La Russie, “une ex toxique”

Non loin de là, dans la galerie Pinchuk Art Center de Kyiv, Maksym Khodak, 21 ans, visionne l’œuvre qu’il a réalisée avec deux tiktokeur·se·s réputé·e·s qui ont accepté de l’accompagner dans la ville de Kharkiv, dans l’Est, déchirée par la guerre. L’équipe y a passé plusieurs jours en octobre, sous les bombes. Les tiktokeur·se·s, Roman et Viktoriya, venaient de l’Ouest de l’Ukraine et n’avaient jamais fait l’expérience de combats aussi violents. “Vous devenez paranoïaque à l’idée que vous risquez d’être bombardé, même couché dans votre lit”, explique Roman.

Leur vidéo s’affiche simultanément sur trois écrans distincts. On y voit des mèmes, comme l’ex-Premier ministre britannique Boris Johnson dansant avec un sabre laser ou des jeux sur lesquels sont pris pour cible des orcs russes, en référence aux créatures maléfiques et cruelles qui constituent l’armée des ténèbres dans l’univers de J.R.R. Tolkien, l’auteur du Seigneur des anneaux.

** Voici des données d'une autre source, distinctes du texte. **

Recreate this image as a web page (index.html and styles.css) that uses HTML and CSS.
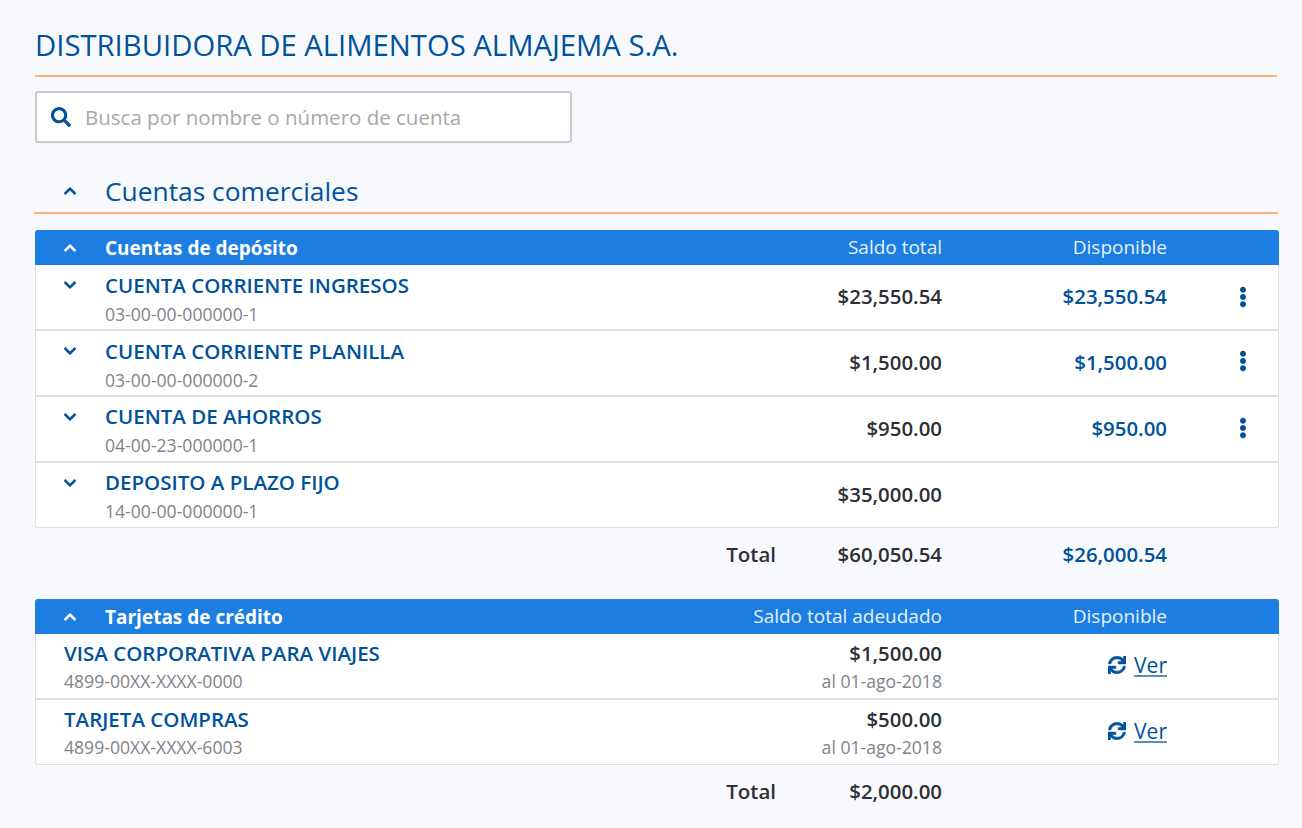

“J’ai voulu réfléchir à ce que pourrait être le nouveau langage politique, c’est-à-dire la manière de parler à ma génération”, a déclaré M. Khodak, qui encourage les jeunes créateur·rice·s de contenu à faire de même, inventant leur propre langage pour parler de l’Ukraine à leur génération. Roman compare ainsi la Russie dans son rapport à l’Ukraine comme “une ex toxique” qui vous “mitraille”. “Nous ne voulons plus rien avoir à faire avec le passé”, conclut-il.